CAPS values its heritage of honoring the diversity of interns and providing them with a supportive, encouraging, and welcoming learning environment.
Statement on Confronting White Supremacy
One of the values held by the Texas A&M CAPS training program is anti-racism work. White staff are committed to their own growth and are committed to advocating for students/staff who have survived marginalization, hate, and oppression.
These efforts occur both individually and collectively and involve confronting the internalized racism and ignorance that we all white people harbor. While social injustice has been in the national spotlight recently, we recognize that discrimination and hate are nothing new for people of color, and we are committed to engaging in these conversations as a routine practice.
In all transparency, white staff do not always do this smoothly or comfortably. This work is hard and exposes things in us that we may not want to see. Microaggressions and ruptures can occur. Feelings of shame and embarrassment can result. People often feel triggered, confused, or frustrated. It can be easier to stay on the socio-political, national level, but it seems that the most growth occurs when we venture into the personal level of unpacking one’s own impact as a privileged individual. Despite the challenges, we believe that this work is so important, that we’re going to do it anyway.
It is important to do this work while honoring the private, personal experiences of our friends of color. Specifically we make every effort to not trigger people of color and do not expect them to teach us about anti-racism work.
Use of Self within Personal Multicultural Landscape Groups
During the course of the year, the interns participate in three all-day group seminars where the focus is self-awareness and the use-of-self related to multicultural issues. Two of our senior staff psychologists facilitate this experiential group that occurs once during orientation, once during the winter break, and once during the summer. The facilitators share their personal cultural narratives to model self-reflection and the interpersonal process. Interns are then invited to share some of their own reflections on their different identities and cultural journeys. They are encouraged to ask questions and to connect with the experience on a personal level. They are invited examine personal historic influences that have impacted their professional roles. The internship training program functions in a manner consistent with the American Psychological Association's 2002 Ethical Standard 7.04 (Student Disclosure of Personal Information) as contained in the Revised Ethical Principles of Psychologists and Code of Conduct (APA, 2002).
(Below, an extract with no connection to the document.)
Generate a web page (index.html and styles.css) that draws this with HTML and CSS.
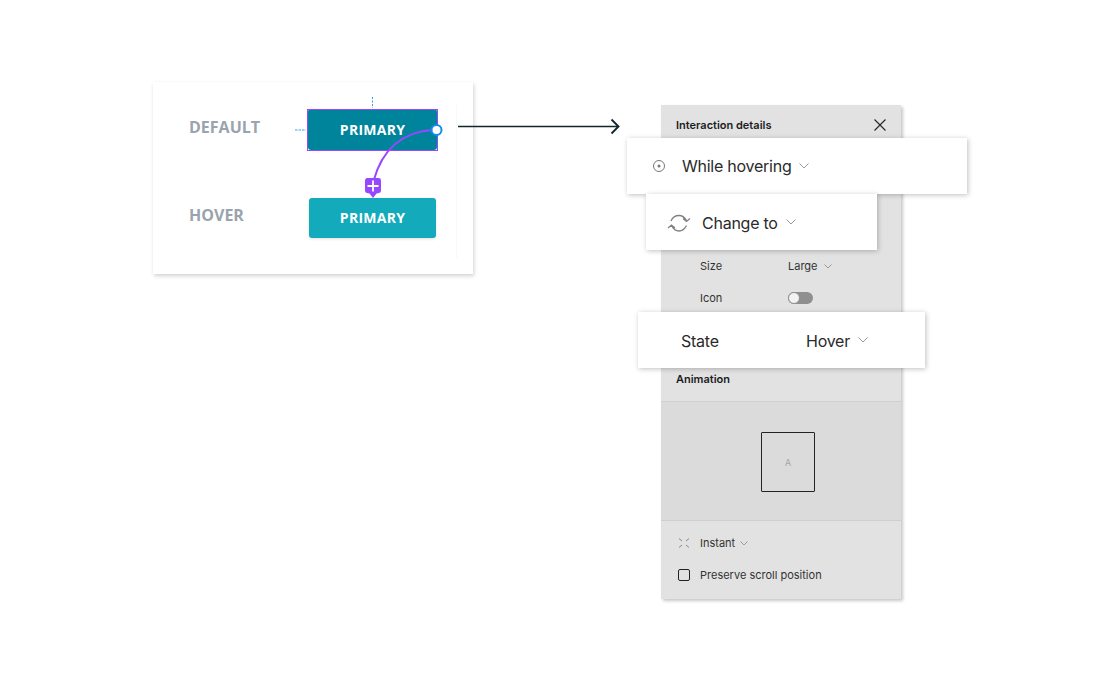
FILE: index.html
```html
<!DOCTYPE html>
<html lang="en">
<head>
<meta charset="utf-8">
<title>Interaction details</title>
<link rel="stylesheet" href="styles.css">
</head>
<body>
<main class="stage">
  <section class="frame">
    <div class="frame-grid">
      <span class="state-label">DEFAULT</span>
      <button class="btn btn-default">PRIMARY</button>
      <span class="state-label">HOVER</span>
      <button class="btn btn-hover">PRIMARY</button>
    </div>
    <i class="frame-edge"></i>
  </section>

  <svg class="overlay" width="1120" height="680" viewBox="0 0 1120 680" fill="none" aria-hidden="true">
    <path d="M372.500 97V108" stroke="#2f9df0" stroke-dasharray="2 1.500"/>
    <path d="M295 130H306" stroke="#7cc4f5" stroke-width="1.500" stroke-dasharray="2.500 1"/>
    <rect x="307.500" y="109.500" width="130" height="41" stroke="#9747ff"/>
    <path d="M432 130C402 132 382 150 373.500 181" stroke="#9747ff" stroke-width="2"/>
    <circle cx="436.500" cy="130" r="5" fill="#fff" stroke="#0d8cf2" stroke-width="2"/>
    <path d="M367 178H379A2.500 2.500 0 0 1 381 180.500V190.500A2.500 2.500 0 0 1 379 193L376.500 193.500L373 198L369.500 193.500L367 193A2.500 2.500 0 0 1 365 190.500V180.500A2.500 2.500 0 0 1 367 178Z" fill="#9747ff"/>
    <path d="M373 180.500V191.500M367.500 186H378.500" stroke="#fff" stroke-width="1.800"/>
    <path d="M458 126.500H618" stroke="#12262e" stroke-width="1.700"/>
    <path d="M611.500 119.500L618.500 126.500L611.500 133.500" stroke="#12262e" stroke-width="1.900"/>
  </svg>

  <aside class="panel">
    <header class="panel-head">
      <h2 class="panel-title">Interaction details</h2>
      <svg class="close" width="14" height="14" viewBox="0 0 14 14" fill="none" aria-hidden="true"><path d="M1.500 1.500L12.500 12.500M12.500 1.500L1.500 12.500" stroke="#222" stroke-width="1.100"/></svg>
    </header>
    <div class="prop-rows">
      <div class="prop-row"><span class="prop-name">Size</span><span class="prop-value">Large<svg class="chev-sm" width="8" height="5" viewBox="0 0 8 5" fill="none"><path d="M.5.500L4 4L7.500.500" stroke="#999"/></svg></span></div>
      <div class="prop-row"><span class="prop-name">Icon</span><span class="toggle"><i class="knob"></i></span></div>
    </div>
    <h2 class="panel-title anim-title">Animation</h2>
    <div class="preview"><div class="preview-box">A</div></div>
    <div class="panel-foot">
      <div class="foot-row">
        <svg class="foot-icon" width="12" height="12" viewBox="0 0 12 12" fill="none" aria-hidden="true"><path d="M1 1.500L4 4M11 1.500L8 4M1 10.500L4 8M11 10.500L8 8" stroke="#888"/></svg>
        <span class="foot-text">Instant</span>
        <svg class="chev-sm" width="8" height="5" viewBox="0 0 8 5" fill="none"><path d="M.5.500L4 4L7.500.500" stroke="#999"/></svg>
      </div>
      <div class="foot-row">
        <span class="checkbox"></span>
        <span class="foot-text">Preserve scroll position</span>
      </div>
    </div>
  </aside>

  <div class="callout callout-while">
    <svg class="ico-target" width="14" height="14" viewBox="0 0 14 14" fill="none" aria-hidden="true"><circle cx="7" cy="7" r="5.500" stroke="#777"/><circle cx="7" cy="7" r="1.500" fill="#777"/></svg>
    <span class="callout-text">While hovering</span>
    <svg class="chev" width="10" height="6" viewBox="0 0 10 6" fill="none"><path d="M.5.500L5 5L9.500.500" stroke="#999"/></svg>
  </div>
  <div class="callout callout-change">
    <svg class="ico-swap" width="24" height="20" viewBox="0 0 24 20" fill="none" aria-hidden="true"><path d="M4 8C5.500 4.500 8.500 2.500 12 2.500C15 2.500 17.500 4 19.500 7.500M16 5.500L19.500 8.500L23 5.500" stroke="#808080" stroke-width="1.300"/><path d="M19.500 12.500C17.500 16.500 15 18 12 18C9 18 6.500 16.500 4.500 12.500M1 15L4.500 12L8 15" stroke="#808080" stroke-width="1.300"/></svg>
    <span class="callout-text">Change to</span>
    <svg class="chev" width="10" height="6" viewBox="0 0 10 6" fill="none"><path d="M.5.500L5 5L9.500.500" stroke="#999"/></svg>
  </div>
  <div class="callout callout-state">
    <span class="callout-text state-name">State</span>
    <span class="callout-text">Hover</span>
    <svg class="chev" width="10" height="6" viewBox="0 0 10 6" fill="none"><path d="M.5.500L5 5L9.500.500" stroke="#999"/></svg>
  </div>
</main>
</body>
</html>
```
FILE: styles.css
```css
* { box-sizing: border-box; }
html, body { margin: 0; background: #fff; }
.stage { position: relative; width: 1120px; height: 680px; overflow: hidden; font-family: Inter, "Liberation Sans", sans-serif; }

.frame { position: absolute; left: 153px; top: 82px; width: 320px; height: 192px; background: #fff; box-shadow: 1px 2px 4px rgba(0,0,0,.18); }
.frame-grid { display: grid; grid-template-columns: 119px 129px; grid-template-rows: 41px 40px; row-gap: 48px; padding: 27px 0 0 36px; align-items: center; font-family: "Open Sans", "Liberation Sans", sans-serif; }
.frame-edge { position: absolute; left: 303px; top: 23px; width: 1px; height: 153px; background: #f8f8f8; }
.state-label { font-size: 16px; font-weight: 700; color: #9aa3ae; position: relative; top: -3px; }
.btn { border: 0; margin: 0; padding: 0; border-radius: 3px; color: #fff; font: 700 14px "Open Sans", "Liberation Sans", sans-serif; letter-spacing: .25px; height: 100%; }
.btn-default { background: #00849c; }
.btn-hover { background: #13abbb; margin: 0 1px; padding-bottom: 1px; box-shadow: 0 1px 3px rgba(0,0,0,.12); }

.overlay { position: absolute; left: 0; top: 0; z-index: 1; }

.panel { position: absolute; left: 661px; top: 105px; width: 240px; height: 494px; background: #e2e2e2; box-shadow: 2px 2px 3px rgba(0,0,0,.22); display: flex; flex-direction: column; color: #222; }
.panel-head { height: 40px; padding: 0 14px 0 15px; display: flex; align-items: center; justify-content: space-between; }
.panel-title { margin: 0; font-size: 11px; font-weight: 600; color: #1c1c1c; line-height: 20px; }
.prop-rows { margin-top: 105px; }
.prop-row { height: 32px; padding-left: 39px; display: flex; align-items: center; font-size: 11px; color: #333; }
.prop-name { width: 88px; }
.prop-value { display: flex; align-items: center; gap: 6px; }
.toggle { width: 25px; height: 12px; border-radius: 6px; background: #8f8f8f; position: relative; }
.knob { position: absolute; left: 0; top: 0; width: 12px; height: 12px; border-radius: 50%; background: #f2f2f2; border: 1px solid #8f8f8f; }
.anim-title { margin: 55px 0 12px 15px; }
.preview { height: 120px; padding: 2px 0 0 14px; background: #dbdbdb; border-top: 1px solid #cfcfcf; border-bottom: 1px solid #cfcfcf; display: flex; align-items: center; justify-content: center; }
.preview-box { width: 54px; height: 60px; border: 1px solid #222; border-radius: 1px; display: flex; align-items: center; justify-content: center; font-size: 9px; color: #a5a5a5; }
.panel-foot { padding-top: 6px; }
.foot-row { height: 32px; padding-left: 17px; display: flex; align-items: center; font-size: 11px; color: #333; }
.foot-icon { margin-right: 10px; }
.foot-text { margin-right: 5px; }
.checkbox { width: 12px; height: 12px; border: 1px solid #222; border-radius: 2px; margin: 0 10px 0 0; }

.callout { position: absolute; z-index: 2; height: 56px; background: #fff; display: flex; align-items: center; box-shadow: 1px 1px 5px rgba(0,0,0,.25); }
.callout-text { font-size: 16px; color: #2a2a2a; letter-spacing: -.25px; position: relative; top: 1px; }
.callout-while .callout-text { top: 0; }
.chev { margin-left: 8px; }
.callout-while { left: 627px; top: 138px; width: 340px; padding-left: 25px; }
.ico-target { margin-right: 16px; }
.callout-change { left: 646px; top: 194px; width: 231px; padding-left: 21px; }
.ico-swap { margin: 2px 11px 0 0; }
.callout-state { left: 638px; top: 312px; width: 287px; padding-left: 43px; }
.state-name { width: 125px; }
```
Seminars focused on diversity issues will be prevalent through the internship. Extending beyond didactic instruction, these seminars offer a space for self-reflection around specific diversity issues. Topics may include, but are not limited to: Racial/Ethnic Identity, International Students, Disability, Title IX, Trans & GNC Populations, Acculturation, ADHD/LD, Gender Identity, Sexual Orientation, Ableness, Ageism, Spirituality/Religion, Social Class, Undocumented Students, Veterans, and Aggie Culture/Corps of Cadets.